Sunday, July 17, 2016

Home schedule weak, but interesting

Central Baptist
Pine Bluff

Except for Tulsa, there is not much in our non-conference schedule to excite the basketball fan. However, with the exception of Idaho, all the opponents are fairly local and for that reason alone have some interest.

Saturday, July 16, 2016

Truly an international event

United States
South Africa
Northern Ireland
South Korea

Those are the nationalities represented among the top 27 scores mid-way through the third round of The Open.

This team's weaknesses

Unless we improve in rebounding in rebounding, that will be a soft spot, although I am hopeful we will make strides there with Black and Corbyn coming in. But we still have it to do; names on a roster never pulled down a board. Our offensive rebounding in particular was weak last year.
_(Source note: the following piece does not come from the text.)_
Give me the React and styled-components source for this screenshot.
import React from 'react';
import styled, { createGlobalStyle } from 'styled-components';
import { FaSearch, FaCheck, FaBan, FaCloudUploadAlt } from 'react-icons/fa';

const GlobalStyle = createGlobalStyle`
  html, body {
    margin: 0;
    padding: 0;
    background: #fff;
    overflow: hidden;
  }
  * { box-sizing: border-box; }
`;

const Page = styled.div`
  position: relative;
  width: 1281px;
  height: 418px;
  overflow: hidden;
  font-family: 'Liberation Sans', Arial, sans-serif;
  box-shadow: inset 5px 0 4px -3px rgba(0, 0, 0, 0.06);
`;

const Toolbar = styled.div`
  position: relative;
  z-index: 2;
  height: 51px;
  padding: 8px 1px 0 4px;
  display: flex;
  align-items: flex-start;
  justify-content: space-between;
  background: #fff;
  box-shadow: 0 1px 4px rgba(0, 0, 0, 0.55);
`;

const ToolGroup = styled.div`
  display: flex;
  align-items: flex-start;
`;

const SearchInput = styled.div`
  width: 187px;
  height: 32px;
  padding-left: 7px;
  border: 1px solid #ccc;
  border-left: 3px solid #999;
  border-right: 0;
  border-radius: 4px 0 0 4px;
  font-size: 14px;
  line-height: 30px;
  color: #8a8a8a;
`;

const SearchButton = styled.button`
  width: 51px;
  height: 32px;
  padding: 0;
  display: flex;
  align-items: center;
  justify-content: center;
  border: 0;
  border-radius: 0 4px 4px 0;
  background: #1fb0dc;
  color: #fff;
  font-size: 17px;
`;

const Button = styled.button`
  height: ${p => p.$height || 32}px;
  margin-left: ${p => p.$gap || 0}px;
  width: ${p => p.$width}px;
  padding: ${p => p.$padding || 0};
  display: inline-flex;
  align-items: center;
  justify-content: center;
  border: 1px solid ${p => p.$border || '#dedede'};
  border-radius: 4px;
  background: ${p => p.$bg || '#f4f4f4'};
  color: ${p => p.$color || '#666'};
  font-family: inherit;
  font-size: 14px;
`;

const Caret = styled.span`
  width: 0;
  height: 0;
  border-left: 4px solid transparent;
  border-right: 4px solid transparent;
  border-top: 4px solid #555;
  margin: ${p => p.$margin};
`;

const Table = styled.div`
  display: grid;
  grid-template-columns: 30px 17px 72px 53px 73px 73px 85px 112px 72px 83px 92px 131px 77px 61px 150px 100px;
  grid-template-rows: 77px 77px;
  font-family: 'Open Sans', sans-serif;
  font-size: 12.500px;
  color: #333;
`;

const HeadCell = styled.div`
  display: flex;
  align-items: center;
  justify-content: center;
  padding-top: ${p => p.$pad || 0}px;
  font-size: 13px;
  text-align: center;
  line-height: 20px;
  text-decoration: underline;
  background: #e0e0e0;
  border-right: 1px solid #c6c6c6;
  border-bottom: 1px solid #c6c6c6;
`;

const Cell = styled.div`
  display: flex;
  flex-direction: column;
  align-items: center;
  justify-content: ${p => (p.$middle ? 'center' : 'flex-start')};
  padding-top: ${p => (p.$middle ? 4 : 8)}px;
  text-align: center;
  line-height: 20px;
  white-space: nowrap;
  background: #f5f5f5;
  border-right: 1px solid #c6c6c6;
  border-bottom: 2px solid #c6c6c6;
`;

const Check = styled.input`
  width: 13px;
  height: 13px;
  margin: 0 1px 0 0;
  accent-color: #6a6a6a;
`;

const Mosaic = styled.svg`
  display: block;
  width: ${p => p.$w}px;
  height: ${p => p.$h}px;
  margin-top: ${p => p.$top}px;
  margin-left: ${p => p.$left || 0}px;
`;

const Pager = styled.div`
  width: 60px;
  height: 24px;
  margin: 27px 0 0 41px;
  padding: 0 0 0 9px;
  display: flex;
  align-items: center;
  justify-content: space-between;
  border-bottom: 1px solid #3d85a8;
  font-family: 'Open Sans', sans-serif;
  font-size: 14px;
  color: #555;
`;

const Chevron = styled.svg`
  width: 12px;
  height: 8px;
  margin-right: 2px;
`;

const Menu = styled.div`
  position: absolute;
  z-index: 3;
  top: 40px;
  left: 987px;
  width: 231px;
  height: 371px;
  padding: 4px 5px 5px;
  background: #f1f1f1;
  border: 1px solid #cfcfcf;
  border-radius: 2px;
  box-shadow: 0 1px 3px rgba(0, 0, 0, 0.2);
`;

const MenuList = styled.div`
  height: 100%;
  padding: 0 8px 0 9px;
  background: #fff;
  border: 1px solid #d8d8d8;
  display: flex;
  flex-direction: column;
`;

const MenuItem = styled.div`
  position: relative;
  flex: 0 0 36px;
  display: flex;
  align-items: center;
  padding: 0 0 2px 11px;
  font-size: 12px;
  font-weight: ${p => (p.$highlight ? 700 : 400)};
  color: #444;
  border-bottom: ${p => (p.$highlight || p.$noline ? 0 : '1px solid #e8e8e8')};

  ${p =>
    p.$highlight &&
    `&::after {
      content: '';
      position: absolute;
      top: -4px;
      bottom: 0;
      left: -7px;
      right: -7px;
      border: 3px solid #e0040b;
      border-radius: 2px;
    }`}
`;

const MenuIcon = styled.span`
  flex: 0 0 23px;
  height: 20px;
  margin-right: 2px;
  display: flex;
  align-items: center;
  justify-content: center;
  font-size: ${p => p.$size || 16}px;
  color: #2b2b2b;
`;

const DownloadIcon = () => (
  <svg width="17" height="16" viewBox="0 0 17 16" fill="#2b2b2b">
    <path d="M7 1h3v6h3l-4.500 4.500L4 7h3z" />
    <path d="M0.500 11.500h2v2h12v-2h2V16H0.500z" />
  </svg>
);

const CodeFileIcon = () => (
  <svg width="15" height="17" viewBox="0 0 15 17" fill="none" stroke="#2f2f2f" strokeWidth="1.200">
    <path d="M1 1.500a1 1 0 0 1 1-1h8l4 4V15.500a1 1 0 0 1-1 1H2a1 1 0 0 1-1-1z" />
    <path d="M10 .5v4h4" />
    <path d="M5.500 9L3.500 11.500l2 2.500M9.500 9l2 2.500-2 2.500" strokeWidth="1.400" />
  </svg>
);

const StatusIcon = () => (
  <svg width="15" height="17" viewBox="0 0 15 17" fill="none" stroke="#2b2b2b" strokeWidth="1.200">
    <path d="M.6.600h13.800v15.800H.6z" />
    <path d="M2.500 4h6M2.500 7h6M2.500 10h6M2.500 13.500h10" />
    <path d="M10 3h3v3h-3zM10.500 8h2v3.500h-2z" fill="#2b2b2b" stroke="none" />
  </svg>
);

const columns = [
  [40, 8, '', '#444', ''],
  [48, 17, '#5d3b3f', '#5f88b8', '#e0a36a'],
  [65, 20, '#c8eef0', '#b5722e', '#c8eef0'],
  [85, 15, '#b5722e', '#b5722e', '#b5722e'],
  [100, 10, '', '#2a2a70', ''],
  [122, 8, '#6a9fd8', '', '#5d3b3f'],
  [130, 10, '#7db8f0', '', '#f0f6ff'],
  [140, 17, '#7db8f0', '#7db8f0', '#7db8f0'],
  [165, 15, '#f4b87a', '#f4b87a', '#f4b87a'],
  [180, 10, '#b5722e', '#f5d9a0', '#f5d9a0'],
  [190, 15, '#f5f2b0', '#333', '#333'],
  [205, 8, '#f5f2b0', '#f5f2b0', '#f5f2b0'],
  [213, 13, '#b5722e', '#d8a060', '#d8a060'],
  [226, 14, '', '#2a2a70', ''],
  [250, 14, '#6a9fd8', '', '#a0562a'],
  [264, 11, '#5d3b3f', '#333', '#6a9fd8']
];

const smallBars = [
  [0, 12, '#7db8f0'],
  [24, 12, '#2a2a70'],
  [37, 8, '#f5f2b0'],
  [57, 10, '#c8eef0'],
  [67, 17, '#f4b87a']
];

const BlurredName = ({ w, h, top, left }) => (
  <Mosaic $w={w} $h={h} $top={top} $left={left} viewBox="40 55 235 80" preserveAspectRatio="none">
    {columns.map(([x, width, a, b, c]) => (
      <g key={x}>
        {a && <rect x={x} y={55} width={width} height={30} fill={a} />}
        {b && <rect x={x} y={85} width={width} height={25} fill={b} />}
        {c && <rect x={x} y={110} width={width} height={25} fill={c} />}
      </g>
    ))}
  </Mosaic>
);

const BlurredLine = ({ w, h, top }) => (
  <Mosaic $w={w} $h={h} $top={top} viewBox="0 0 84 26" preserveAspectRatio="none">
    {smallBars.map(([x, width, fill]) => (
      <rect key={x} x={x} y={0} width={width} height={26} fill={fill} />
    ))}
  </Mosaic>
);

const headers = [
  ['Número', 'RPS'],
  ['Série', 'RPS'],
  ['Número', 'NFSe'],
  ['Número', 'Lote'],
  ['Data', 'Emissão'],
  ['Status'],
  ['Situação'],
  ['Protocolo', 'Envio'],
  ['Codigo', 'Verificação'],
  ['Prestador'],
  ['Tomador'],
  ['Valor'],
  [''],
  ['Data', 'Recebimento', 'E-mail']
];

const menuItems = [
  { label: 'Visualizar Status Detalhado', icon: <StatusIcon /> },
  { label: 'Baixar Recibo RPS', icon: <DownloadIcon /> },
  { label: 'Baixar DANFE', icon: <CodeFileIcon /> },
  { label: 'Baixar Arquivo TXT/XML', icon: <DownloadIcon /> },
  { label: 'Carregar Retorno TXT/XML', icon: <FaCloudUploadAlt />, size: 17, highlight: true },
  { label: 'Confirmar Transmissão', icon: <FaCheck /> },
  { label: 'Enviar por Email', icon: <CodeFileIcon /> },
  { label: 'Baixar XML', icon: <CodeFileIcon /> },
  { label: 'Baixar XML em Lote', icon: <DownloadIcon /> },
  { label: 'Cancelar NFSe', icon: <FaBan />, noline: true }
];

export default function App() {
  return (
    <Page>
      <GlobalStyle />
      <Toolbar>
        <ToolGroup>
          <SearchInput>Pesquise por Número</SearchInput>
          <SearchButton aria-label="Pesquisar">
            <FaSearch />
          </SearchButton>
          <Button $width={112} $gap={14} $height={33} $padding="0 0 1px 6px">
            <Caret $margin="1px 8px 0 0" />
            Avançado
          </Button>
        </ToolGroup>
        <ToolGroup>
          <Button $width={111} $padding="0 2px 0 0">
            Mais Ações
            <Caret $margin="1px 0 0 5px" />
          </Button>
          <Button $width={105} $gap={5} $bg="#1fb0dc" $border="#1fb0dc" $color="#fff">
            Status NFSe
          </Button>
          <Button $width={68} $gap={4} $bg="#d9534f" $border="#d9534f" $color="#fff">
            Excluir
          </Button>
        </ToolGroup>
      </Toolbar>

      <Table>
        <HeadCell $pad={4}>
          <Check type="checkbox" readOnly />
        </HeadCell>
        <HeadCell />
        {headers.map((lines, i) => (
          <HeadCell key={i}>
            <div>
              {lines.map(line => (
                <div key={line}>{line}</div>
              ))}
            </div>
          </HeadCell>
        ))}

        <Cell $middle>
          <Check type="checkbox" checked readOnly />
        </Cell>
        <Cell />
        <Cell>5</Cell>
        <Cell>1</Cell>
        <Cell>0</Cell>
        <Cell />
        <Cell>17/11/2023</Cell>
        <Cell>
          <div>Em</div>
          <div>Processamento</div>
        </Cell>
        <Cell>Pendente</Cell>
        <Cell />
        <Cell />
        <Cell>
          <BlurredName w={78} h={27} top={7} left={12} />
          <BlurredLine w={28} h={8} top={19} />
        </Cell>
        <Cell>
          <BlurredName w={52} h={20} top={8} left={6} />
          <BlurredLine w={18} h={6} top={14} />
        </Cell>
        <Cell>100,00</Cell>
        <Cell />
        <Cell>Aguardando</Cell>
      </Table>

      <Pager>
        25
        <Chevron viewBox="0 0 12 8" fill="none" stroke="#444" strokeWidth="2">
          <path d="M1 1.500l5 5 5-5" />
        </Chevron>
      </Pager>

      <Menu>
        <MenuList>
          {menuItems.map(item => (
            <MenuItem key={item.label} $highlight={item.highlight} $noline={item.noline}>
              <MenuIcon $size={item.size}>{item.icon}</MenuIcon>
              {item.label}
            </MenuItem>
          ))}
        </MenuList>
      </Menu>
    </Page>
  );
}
Similarly, our point guard situation has to be proven yet, and it will be quite an accomplishment if it does not take a step backward after the year Hagins had.
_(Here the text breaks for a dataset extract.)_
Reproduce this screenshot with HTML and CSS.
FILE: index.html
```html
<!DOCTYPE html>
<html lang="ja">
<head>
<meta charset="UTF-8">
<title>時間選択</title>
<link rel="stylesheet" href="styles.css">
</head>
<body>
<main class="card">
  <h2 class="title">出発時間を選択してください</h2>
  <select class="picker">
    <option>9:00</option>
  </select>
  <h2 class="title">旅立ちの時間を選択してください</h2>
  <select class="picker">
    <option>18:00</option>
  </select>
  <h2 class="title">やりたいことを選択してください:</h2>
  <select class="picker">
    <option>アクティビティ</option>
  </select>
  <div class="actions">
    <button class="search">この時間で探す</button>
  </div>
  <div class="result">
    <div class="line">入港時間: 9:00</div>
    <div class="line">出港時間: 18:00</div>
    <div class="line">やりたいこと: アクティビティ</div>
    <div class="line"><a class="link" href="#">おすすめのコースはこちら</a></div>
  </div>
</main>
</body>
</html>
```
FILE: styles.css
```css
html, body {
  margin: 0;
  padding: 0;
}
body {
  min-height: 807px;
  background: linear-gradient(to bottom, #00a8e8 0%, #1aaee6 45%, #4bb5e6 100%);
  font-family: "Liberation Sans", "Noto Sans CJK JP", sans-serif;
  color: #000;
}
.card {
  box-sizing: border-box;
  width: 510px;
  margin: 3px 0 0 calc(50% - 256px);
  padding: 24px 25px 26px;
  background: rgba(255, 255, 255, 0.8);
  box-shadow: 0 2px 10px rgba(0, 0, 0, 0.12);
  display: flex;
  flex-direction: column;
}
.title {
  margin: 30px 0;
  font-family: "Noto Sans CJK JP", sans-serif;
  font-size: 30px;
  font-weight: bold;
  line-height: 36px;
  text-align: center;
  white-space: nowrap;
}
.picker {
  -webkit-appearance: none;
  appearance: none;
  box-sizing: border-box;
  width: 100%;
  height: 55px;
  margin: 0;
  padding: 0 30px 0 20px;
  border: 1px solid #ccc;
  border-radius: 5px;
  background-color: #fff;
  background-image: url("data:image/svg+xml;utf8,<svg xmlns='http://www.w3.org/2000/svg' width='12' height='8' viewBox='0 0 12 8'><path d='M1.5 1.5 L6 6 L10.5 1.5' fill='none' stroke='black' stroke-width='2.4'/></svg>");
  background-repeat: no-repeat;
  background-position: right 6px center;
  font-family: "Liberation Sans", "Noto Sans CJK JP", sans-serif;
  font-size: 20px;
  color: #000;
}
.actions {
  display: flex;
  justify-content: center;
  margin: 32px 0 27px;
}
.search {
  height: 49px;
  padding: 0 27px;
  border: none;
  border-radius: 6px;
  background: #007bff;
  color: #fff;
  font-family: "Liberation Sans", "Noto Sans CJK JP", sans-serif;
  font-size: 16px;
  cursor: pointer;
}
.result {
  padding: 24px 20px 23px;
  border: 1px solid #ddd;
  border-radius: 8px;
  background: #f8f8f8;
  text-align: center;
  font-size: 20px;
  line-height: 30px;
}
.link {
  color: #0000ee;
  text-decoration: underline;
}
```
We did not really have many glaring weaknesses last year, so what we might have this year will depend on how well we replace themissing parts and get the new players to meld with the veterans.

Friday, July 15, 2016

This team's strengths

We should be a good 3-point shooting team, with Johnson and Osse returning and a good supporting cast. Obviously, maturity will be a strength; this team ought not to be easily panicked, since many of them have been on the big stage. Oddly enough, our size should be unusually good. We could put up a front line of 6-11, 6-9, 6-6, with 6-9 and a husky 6-7 on the bench.

Wednesday, July 13, 2016

Good for Wil Myers

I saw Wil Myers bat in the All-Star game last night, and it was very refreshing. He did not use batting gloves! None of the silly preening and adjusting the gloves before every pitch that you see even
Little Leaguers doing these days, more like they are in a fashion show than a ballgame. Just hit the ball!